His first recorded purchase was for a quarter section of land just southwest of the city not far from where J. Sterling Morton would construct Arbor Lodge. Although most of Ware’s early business interests centered around real estate and his platted “addition” adjacent to Nebraska City’s northern edge, in 1859 the private or “deposit only” Banking House of J. A. Ware opened as the fifth or sixth bank in Nebraska Territory.

After a major fire wiped out much of the city’s business district, Ware built a new bank described, at the time as “the finest bank building in the territory.” The structure was also the temporary home of Otoe County’s offices while the first portion of a new courthouse was under construction, now noted as the oldest public building still in use in Nebraska and virtually the oldest west of the Missouri River.

In 1864 J. A. Ware was elected city treasurer, a position he would hold until 1867. On May 8, 1864 Ware and others formed the Otoe County National Bank in Nebraska City, the second national bank in Nebraska. A subsidiary bank was established in Omaha at 13th and Farnam as J. A. Ware & Company with P. S. Wilson and others as investors. The Omaha bank was later purchased by former Gov. Alvin Saunders and others becoming the State Bank of Nebraska, the Merchant’s National Bank in 1882 and part of Omaha National Bank in 1926.

When Lincoln became the first capital of the state in 1867 a contest formed around being the first railroad to reach the capital with large state, county and city land grants and bonds as the prize. Ware and a number of Nebraska City businessmen raised $50,000 to form the Midland Pacific Railroad to insure Nebraska City’s retention of a trailhead as well as the land and later cash grants. Track was laid in 1870 and though the prize was won by the Burlington & Missouri River Railroad, the Midland Pacific did reach Lincoln in second place in 1871 with its depot at about Fifth and H streets.

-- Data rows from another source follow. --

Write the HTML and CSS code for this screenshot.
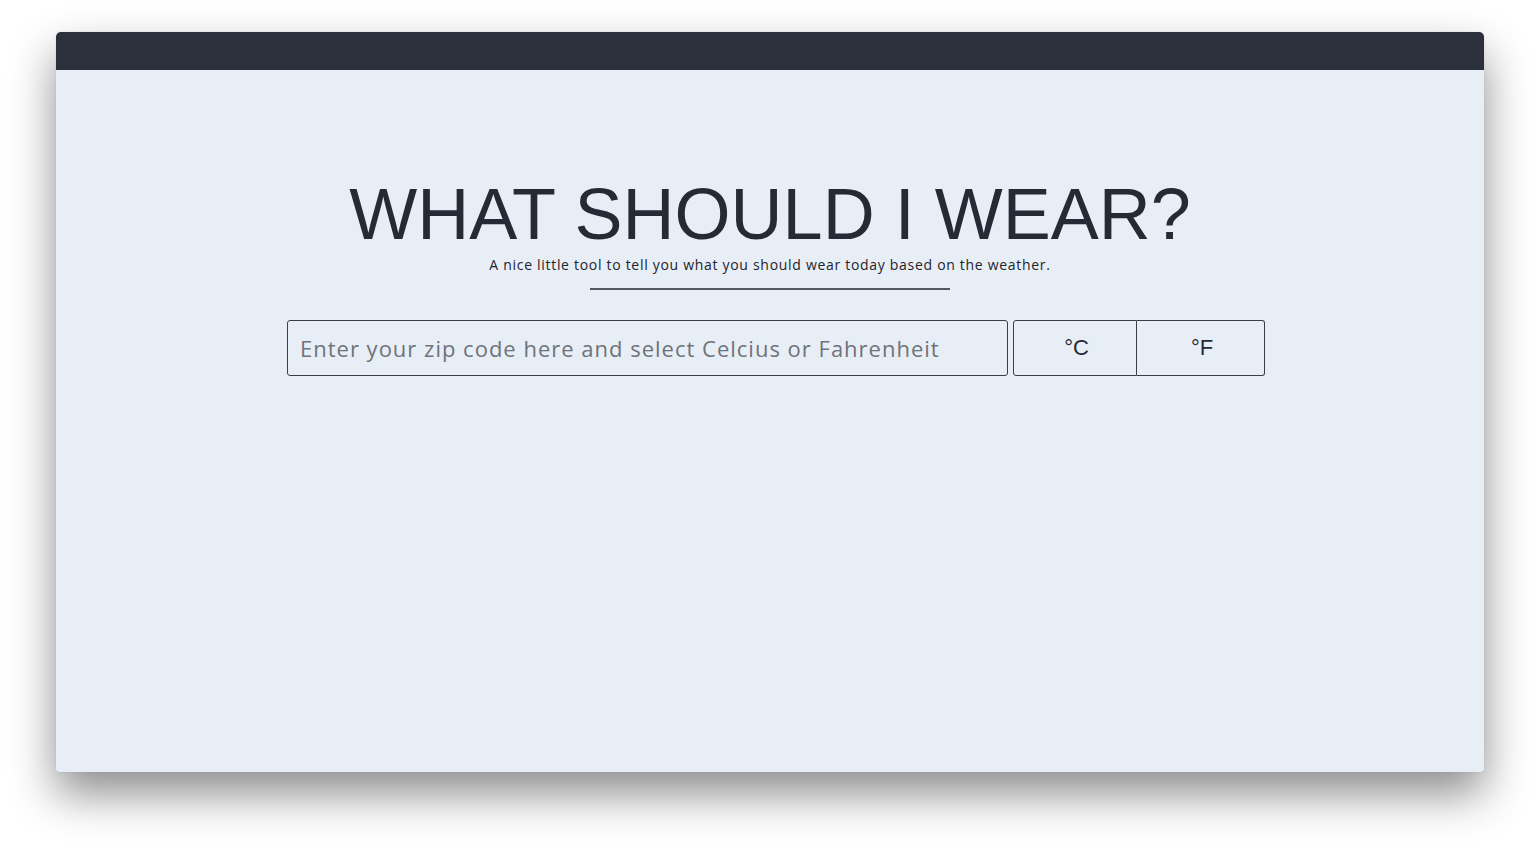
FILE: index.html
```html
<!DOCTYPE html>
<html lang="en">
<head>
<meta charset="utf-8">
<title>What Should I Wear?</title>
<link rel="stylesheet" href="styles.css">
</head>
<body>
<div class="window">
  <div class="topbar"></div>
  <main class="content">
    <h1 class="title">WHAT SHOULD I WEAR?</h1>
    <p class="subtitle">A nice little tool to tell you what you should wear today based on the weather.</p>
    <hr class="rule">
    <form class="search">
      <input class="zip" type="text" placeholder="Enter your zip code here and select Celcius or Fahrenheit">
      <div class="units">
        <button type="button" class="unit unit-c">°C</button>
        <button type="button" class="unit unit-f">°F</button>
      </div>
    </form>
  </main>
</div>
</body>
</html>
```
FILE: styles.css
```css
html, body {
  margin: 0;
  padding: 0;
  background: #ffffff;
}
body {
  padding: 32px 56px 80px;
  height: 852px;
  box-sizing: border-box;
  overflow: hidden;
}
.window {
  width: 1428px;
  height: 740px;
  display: flex;
  flex-direction: column;
  border-radius: 5px 5px 3px 3px;
  overflow: hidden;
  background: #e8eef5;
  box-shadow: 0 22px 45px rgba(0, 0, 0, 0.45), 0 0 1px rgba(0, 0, 0, 0.3);
}
.topbar {
  height: 38px;
  background: #2c303b;
  flex: none;
}
.content {
  flex: 1;
  display: flex;
  flex-direction: column;
  align-items: center;
  padding-top: 108px;
}
.title {
  margin: 0;
  font-family: "Liberation Sans", Arial, sans-serif;
  font-weight: 400;
  font-size: 72px;
  line-height: 72px;
  color: #262a35;
}
.subtitle {
  margin: 6px 0 0;
  font-family: "Open Sans", sans-serif;
  font-size: 14px;
  line-height: 18px;
  letter-spacing: 0.7px;
  color: #1f232c;
}
.rule {
  width: 360px;
  height: 2px;
  margin: 14px 0 0;
  border: 0;
  background: #55585e;
}
.search {
  margin-top: 30px;
  width: 990px;
  padding-left: 12px;
  box-sizing: border-box;
  display: flex;
  gap: 5px;
}
.zip {
  width: 721px;
  height: 56px;
  box-sizing: border-box;
  border: 1px solid #3a3e48;
  border-radius: 3px;
  background: transparent;
  padding: 0 12px;
  font-family: "Open Sans", sans-serif;
  font-size: 22px;
  letter-spacing: 1px;
  color: #262a35;
  outline: none;
}
.zip::placeholder {
  color: #6f737b;
}
.units {
  display: flex;
}
.unit {
  height: 56px;
  box-sizing: border-box;
  border: 1px solid #3a3e48;
  background: transparent;
  font-family: "Liberation Sans", Arial, sans-serif;
  font-size: 22px;
  color: #262a35;
  cursor: pointer;
  padding: 0 0 0 3px;
}
.unit-c {
  width: 124px;
  border-radius: 3px 0 0 3px;
}
.unit-f {
  width: 128px;
  border-left: 0;
  border-radius: 0 3px 3px 0;
}
```
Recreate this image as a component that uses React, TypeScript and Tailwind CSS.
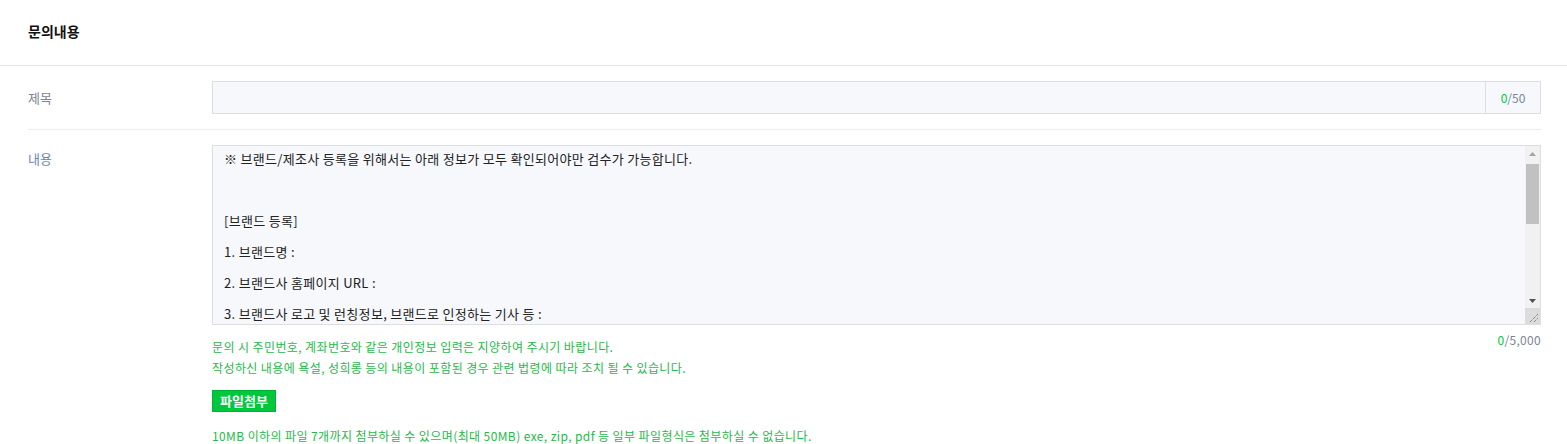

J. A. Ware was defeated as the Democrat candidate for the office of State Treasurer by Nebraska City’s James Sweet in 1868 but was elected a trustee of Nebraska College & Divinity School the same year.

In 1869 Ware built a new home on the 70-acre site he had obtained in 1857. The exact quote varies but supposedly his wife did not like the country location and said she “could not live in such a wild wood” which ultimately was adopted as Wildwood as the house’s name. The 10-room, four-bedroom, 1 ½ story, brick, Gothic Revival mansion had interior walls of load-bearing masonry. The floors were partially parqueted, the wallpaper English Victorian, wainscoting was of solid walnut and featured a unique upper floor with lighting partially furnished by small windows on the second floor in place of the usual dormers.

Unfortunately, a recession in 1870-71 hit the real estate market in Nebraska particularly hard, forcing the closure of Ware’s Nebraska City bank. In order to aid his creditors, Ware put the bulk of his personal assets, about $188,000, in their hands which, though it did not totally compensate them, helped to a considerable extent. Ware retired to Wildwood and though he was made the treasurer of the Nebraska City Board of Education, his outside interests largely ended.

On November 21, 1900 J. A. Ware died at Wildwood. After his widow’s death a number of locals joined together to purchase the house and grounds transferring them to the city’s ownership. In 1968 the mansion was restored, three years later opened as a museum and in 1973 was listed on the National Register of Historic Places.

Today Wildwood Center is one of 12 Nebraska City museums. With a population of about 7,350 that means there is one museum for every 613 citizens. Lincoln, with a population nearing 300,000 would need to have 490 museums to be in the same class as Nebraska City.